In his 2024 State of the State speech, Republican South Carolina Governor Henry McMaster said: “One thing we do not need is more labor unions in South Carolina. We got where we are without them and we do not need them now. We are a right-to-work state.”
The Governor boasted, “We got the lowest union membership in the country.” [Note: South Carolina has the lowest rate of union workers in the U.S.: 2.3 percent.]
McMaster claimed that the state’s prosperity faces “a clear and present danger from the big labor unions” and blames the unions for “crippling and distorting” the prosperity of other states.
McMaster singled out the International Longshoremen’s Association (ILA) — a strong union presence at the Port of Charleston in South Carolina — as a problem. Portraying the unions as a federal priority and vowing not to “allow the Biden administration’s vigorous pro-union policies to chip away at South Carolina’s sovereign interest,” McMaster said, “We will fight all the way to the gates of hell, and we will win this battle.”
Members of the ILA in South Carolina responded to McMaster’s “vicious attack” by holding a rally at the Statehouse in Columbia. See photo below.
Still stinging from a speech in which Gov. Henry McMaster vowed to fight labor unions to the “gates of hell,” the International Longshoremen’s Association said it will hold a rally in support of organized labor on Thursday at the Statehouse in Columbia.https://t.co/JIFaRPBO1n
— Post and Courier Columbia (@PCColumbia) February 14, 2024
ILA President Harold J. Daggett (2011-present) responded to McMaster’s “scathing” speech with his own scathing statement, asserting that McMaster is “completely wrong. By any measurement—wages, income, or per capita wealth—the pro-union states that McMaster puts down are much more prosperous than South Carolina and other so-called ‘right-to-work’ states.
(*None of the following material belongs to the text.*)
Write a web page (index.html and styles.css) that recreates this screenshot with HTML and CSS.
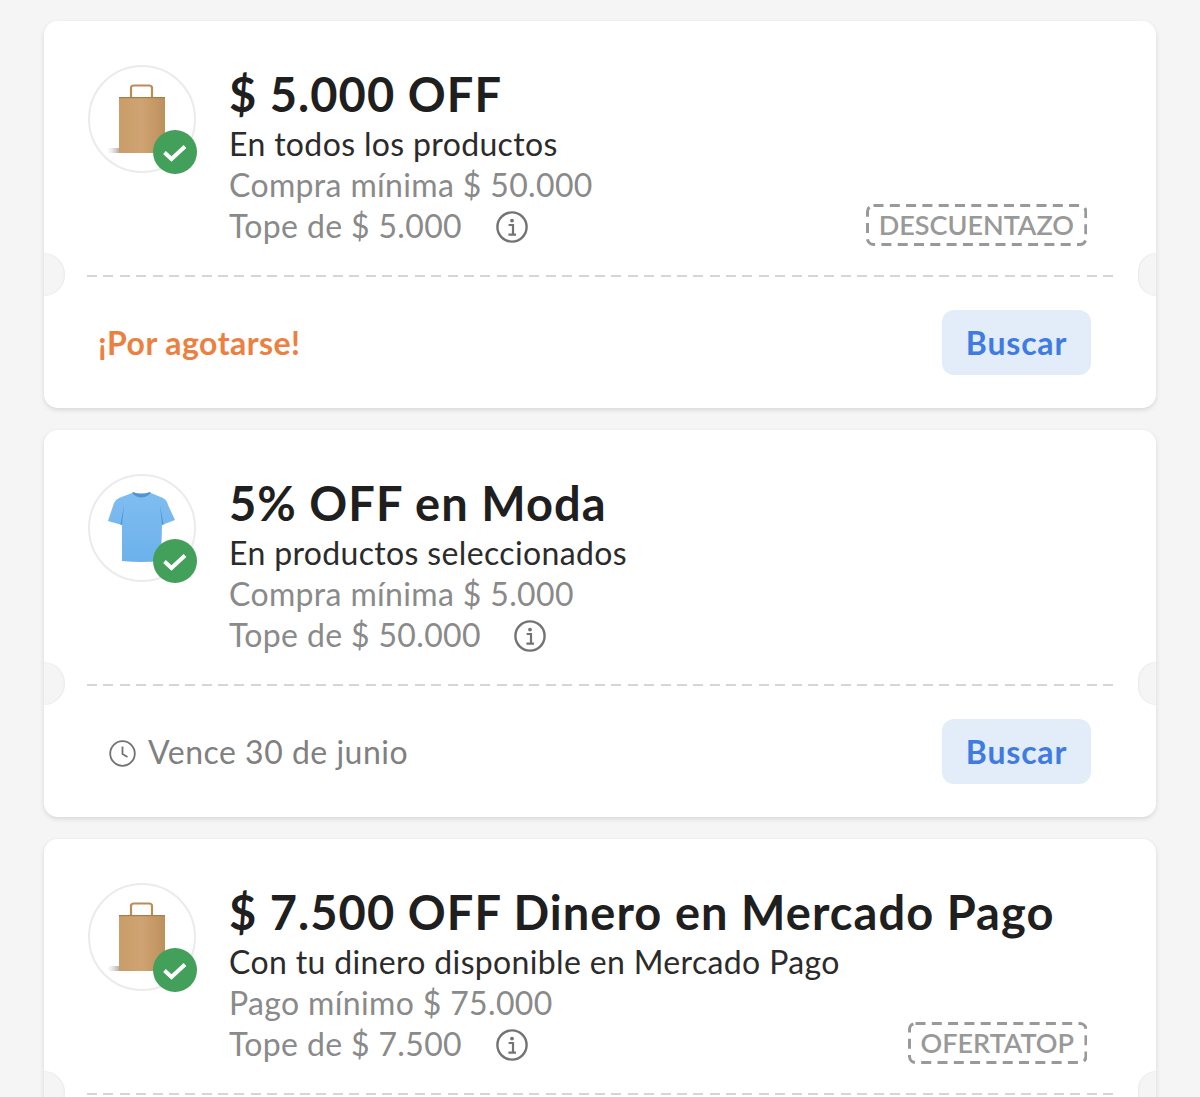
FILE: index.html
```html
<!DOCTYPE html>
<html lang="es">
<head>
    <meta charset="UTF-8">
    <meta name="viewport" content="width=device-width, initial-scale=1.0">
    <title>Cupones</title>
    <link rel="stylesheet" href="styles.css">
</head>
<body>
    <!-- Shared icons -->
    <svg class="icon-defs" aria-hidden="true">
        <defs>
            <linearGradient id="bagFill" x1="0" y1="0" x2="1" y2="0">
                <stop offset="0" stop-color="#c99d69"/>
                <stop offset="0.5" stop-color="#cfa472"/>
                <stop offset="1" stop-color="#bd8f5b"/>
            </linearGradient>
            <linearGradient id="bagShadow" x1="0" y1="0" x2="1" y2="0">
                <stop offset="0" stop-color="#d8d6d3" stop-opacity="0"/>
                <stop offset="1" stop-color="#b5b0aa"/>
            </linearGradient>
            <linearGradient id="shirtFill" x1="0" y1="0" x2="0" y2="1">
                <stop offset="0" stop-color="#7fbdf0"/>
                <stop offset="1" stop-color="#6cb1ec"/>
            </linearGradient>
            <symbol id="bag" viewBox="0 0 108 108">
                <rect x="19" y="83" width="12" height="5" fill="url(#bagShadow)"/>
                <path d="M43 32 L43 23 Q43 20.5 46 20.5 L61 20.5 Q64 20.5 64 23 L64 32" fill="none" stroke="#b98c58" stroke-width="2.2"/>
                <rect x="31" y="32" width="46" height="56" fill="url(#bagFill)"/>
                <rect x="31" y="32" width="46" height="1.2" fill="#a87c4b"/>
            </symbol>
            <symbol id="shirt" viewBox="0 0 108 108">
                <path d="M44 19 Q53 23 63 19 L75 24 Q79 26 80 31 L87 46 L74 51 L73 87 Q54 89 34 87 L34 51 L20 47 L26 29 Q27 26 31 24 Z" fill="url(#shirtFill)"/>
                <path d="M44 19 Q53 28 63 19 L62 18 Q53 21 45 18 Z" fill="#4f94d3"/>
                <path d="M36 31 L34 51 L32.5 50.5 Z M72 31 L74 51 L75.5 50.5 Z" fill="#4f94d3"/>
            </symbol>
            <symbol id="check" viewBox="0 0 44 44">
                <circle cx="22" cy="22" r="22" fill="#43a05a"/>
                <path d="M11.5 22.5 L18.5 29 L32 16.5" fill="none" stroke="#fff" stroke-width="4"/>
            </symbol>
            <symbol id="info" viewBox="0 0 32 32">
                <circle cx="16" cy="16" r="14.6" fill="none" stroke="#737373" stroke-width="2.4"/>
                <circle cx="16" cy="9.6" r="1.9" fill="#737373"/>
                <path d="M12.6 14 H17 V23.4 M12.4 23.6 H20" fill="none" stroke="#737373" stroke-width="2.2"/>
            </symbol>
        </defs>
    </svg>

    <main class="coupon-list">
        <article class="ticket">
            <span class="notch notch-left"></span>
            <span class="notch notch-right"></span>
            <div class="ticket-top">
                <div class="thumb">
                    <svg class="thumb-img"><use href="#bag"/></svg>
                    <svg class="thumb-check"><use href="#check"/></svg>
                </div>
                <div class="ticket-text">
                    <h2>$ 5.000 OFF</h2>
                    <p class="subtitle">En todos los productos</p>
                    <p class="detail">Compra mínima $ 50.000</p>
                    <p class="detail">Tope de $ 5.000 <svg class="info-icon"><use href="#info"/></svg></p>
                </div>
                <div class="code">
                    DESCUENTAZO
                    <svg class="code-border"><rect x="1.5" y="1.5" rx="6" ry="6"/></svg>
                </div>
            </div>
            <div class="ticket-line"></div>
            <div class="ticket-bottom">
                <span class="status-hot">¡Por agotarse!</span>
                <a href="#" class="search-button">Buscar</a>
            </div>
        </article>

        <article class="ticket">
            <span class="notch notch-left"></span>
            <span class="notch notch-right"></span>
            <div class="ticket-top">
                <div class="thumb">
                    <svg class="thumb-img"><use href="#shirt"/></svg>
                    <svg class="thumb-check"><use href="#check"/></svg>
                </div>
                <div class="ticket-text">
                    <h2>5% OFF en Moda</h2>
                    <p class="subtitle">En productos seleccionados</p>
                    <p class="detail">Compra mínima $ 5.000</p>
                    <p class="detail">Tope de $ 50.000 <svg class="info-icon"><use href="#info"/></svg></p>
                </div>
            </div>
            <div class="ticket-line"></div>
            <div class="ticket-bottom">
                <span class="status-date">
                    <svg class="clock-icon" viewBox="0 0 27 27">
                        <circle cx="13.5" cy="13.5" r="12.3" fill="none" stroke="#737373" stroke-width="1.8"/>
                        <path d="M13.5 6.5 V14 L18.5 17" fill="none" stroke="#737373" stroke-width="1.8"/>
                    </svg>
                    Vence 30 de junio
                </span>
                <a href="#" class="search-button">Buscar</a>
            </div>
        </article>

        <article class="ticket">
            <span class="notch notch-left"></span>
            <span class="notch notch-right"></span>
            <div class="ticket-top">
                <div class="thumb">
                    <svg class="thumb-img"><use href="#bag"/></svg>
                    <svg class="thumb-check"><use href="#check"/></svg>
                </div>
                <div class="ticket-text">
                    <h2>$ 7.500 OFF Dinero en Mercado Pago</h2>
                    <p class="subtitle">Con tu dinero disponible en Mercado Pago</p>
                    <p class="detail">Pago mínimo $ 75.000</p>
                    <p class="detail">Tope de $ 7.500 <svg class="info-icon"><use href="#info"/></svg></p>
                </div>
                <div class="code">
                    OFERTATOP
                    <svg class="code-border"><rect x="1.5" y="1.5" rx="6" ry="6"/></svg>
                </div>
            </div>
            <div class="ticket-line"></div>
        </article>
    </main>
</body>
</html>
```

FILE: styles.css
```css
html, body {
    margin: 0;
    padding: 0;
    height: 1097px;
    overflow: hidden;
    background-color: #f5f5f5;
    font-family: "Lato", "Open Sans", sans-serif;
}

.icon-defs {
    position: absolute;
    width: 0;
    height: 0;
}

.coupon-list {
    display: flex;
    flex-direction: column;
    gap: 22px;
    padding: 21px 44px 0;
}

/* Ticket card */
.ticket {
    position: relative;
    flex: none;
    height: 387px;
    background-color: #fff;
    border-radius: 14px;
    box-shadow: 0 2px 5px rgba(0, 0, 0, 0.12);
}

.notch {
    position: absolute;
    top: 232px;
    height: 43px;
    background-color: #f5f5f5;
}

.notch-left {
    left: 0;
    width: 21px;
    border-radius: 0 22px 22px 0;
    box-shadow: inset -1px 0 2px rgba(0, 0, 0, 0.05);
}

.notch-right {
    right: 0;
    width: 18px;
    border-radius: 22px 0 0 22px;
    box-shadow: inset 1px 0 2px rgba(0, 0, 0, 0.05);
}

.ticket-top {
    display: flex;
    box-sizing: border-box;
    height: 254px;
    padding: 44px 69px 29px 44px;
}

.thumb {
    position: relative;
    flex: none;
    box-sizing: border-box;
    width: 108px;
    height: 108px;
    margin-right: 33px;
    border: 2px solid #ebebeb;
    border-radius: 50%;
}

.thumb-img {
    position: absolute;
    top: -2px;
    left: -2px;
    width: 108px;
    height: 108px;
}

.thumb-check {
    position: absolute;
    right: -3px;
    bottom: -3px;
    width: 44px;
    height: 44px;
}

.ticket-text {
    flex: 1;
    min-width: 0;
    margin-top: 3px;
}

.ticket-text h2 {
    margin: -1px 0 2px;
    font-size: 47px;
    line-height: 54px;
    font-weight: 700;
    letter-spacing: 1.05px;
    color: #1f1f1f;
    white-space: nowrap;
}

.ticket-text p {
    margin: 0;
    font-size: 32px;
    line-height: 41px;
    letter-spacing: 0.35px;
    white-space: nowrap;
}

.subtitle {
    color: #2b2b2b;
}

.detail {
    color: #8a8a8a;
}

.info-icon {
    width: 32px;
    height: 32px;
    margin-left: 25px;
    vertical-align: -5px;
}

/* Coupon code with dashed frame */
.code {
    position: relative;
    flex: none;
    align-self: flex-end;
    padding: 0 13px;
    font-size: 27px;
    font-weight: 600;
    line-height: 42px;
    color: #999;
}

.code-border {
    position: absolute;
    top: 0;
    left: 0;
    width: 100%;
    height: 100%;
}

.code-border rect {
    width: calc(100% - 3px);
    height: calc(100% - 3px);
    fill: none;
    stroke: #999;
    stroke-width: 3;
    stroke-dasharray: 10 6.3;
}

.ticket-line {
    height: 2px;
    margin: 0 43px;
    background-image: repeating-linear-gradient(to right, #d6d6d6 0, #d6d6d6 10px, transparent 10px, transparent 16.387px);
}

.ticket-bottom {
    display: flex;
    justify-content: space-between;
    align-items: center;
    padding: 33px 65px 0 54px;
}

.status-hot {
    font-size: 32px;
    font-weight: 700;
    letter-spacing: 0.45px;
    color: #ec8040;
}

.status-date {
    display: flex;
    align-items: center;
    padding-left: 11px;
    font-size: 32px;
    letter-spacing: 0.5px;
    color: #808080;
}

.clock-icon {
    width: 27px;
    height: 27px;
    margin-right: 12px;
    margin-top: 3px;
}

.search-button {
    display: flex;
    justify-content: center;
    align-items: center;
    width: 149px;
    height: 65px;
    border-radius: 12px;
    background-color: #e3edfa;
    font-size: 32px;
    font-weight: 700;
    letter-spacing: 0.8px;
    color: #3f7be0;
    text-decoration: none;
}
```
In fact, South Carolina is near the bottom in any ranking of wages or per capita wealth.”
[Note: Mississippi — another right-to-work state — has the lowest personal income per capita, at $46,248; South Carolina is near the bottom at (42nd), at $59,318.]
Daggett’s incendiary response also suggested South Carolina’s history of racism played a part in McMaster’s stance, trumpeting the ILA’s “long and proud history of advocating for both labor rights and civil rights in South Carolina” — and stating that “over 100 years ago, McMaster’s political ancestors took the lead in the fight to force Black Americans to work for free. Now McMaster has pledged to fight ‘to the gates of hell’ to prevent South Carolina workers from being paid fairly for their work. McMaster will lose that fight, just as his predecessors lost theirs.”
[According to the Bureau of Labor Statistics, “Black workers continue to have a higher union membership rate (11.8 percent) than White workers (9.8 percent), Asian workers (7.8 percent), and Hispanic workers (9.0 percent). And according to Daggett, 70 percent of ILA’s members are Black.]
Daggett also touted straightforward economic outcomes, writing: “Despite McMaster’s claims, the actual facts are that median earnings of union workers are consistently higher than the earnings of non-union workers throughout the United States. This is particularly the case for Black workers.”
The union leader continued to portray the Governor as an enabler of draconian employers who “object to paying fair wages and benefits” for union workers. Daggett, again dealing the race card, says those employers are “people that McMaster is used to socializing with—whether it was at his segregated fraternity in college, or at his all-white country club.”
Daggett displays even more outrage in his video response (below), calling McMaster’s speech “disgusting” and the Governor “a disgrace.”
Daggett adds: “There’s something wrong with this man. How the hell did he ever become governor?…He’s a leftover from the 30s and 40s, guarantee he’s got a hood in the closet” — a bold allusion to the sartorial preference of Ku Klux Klan members.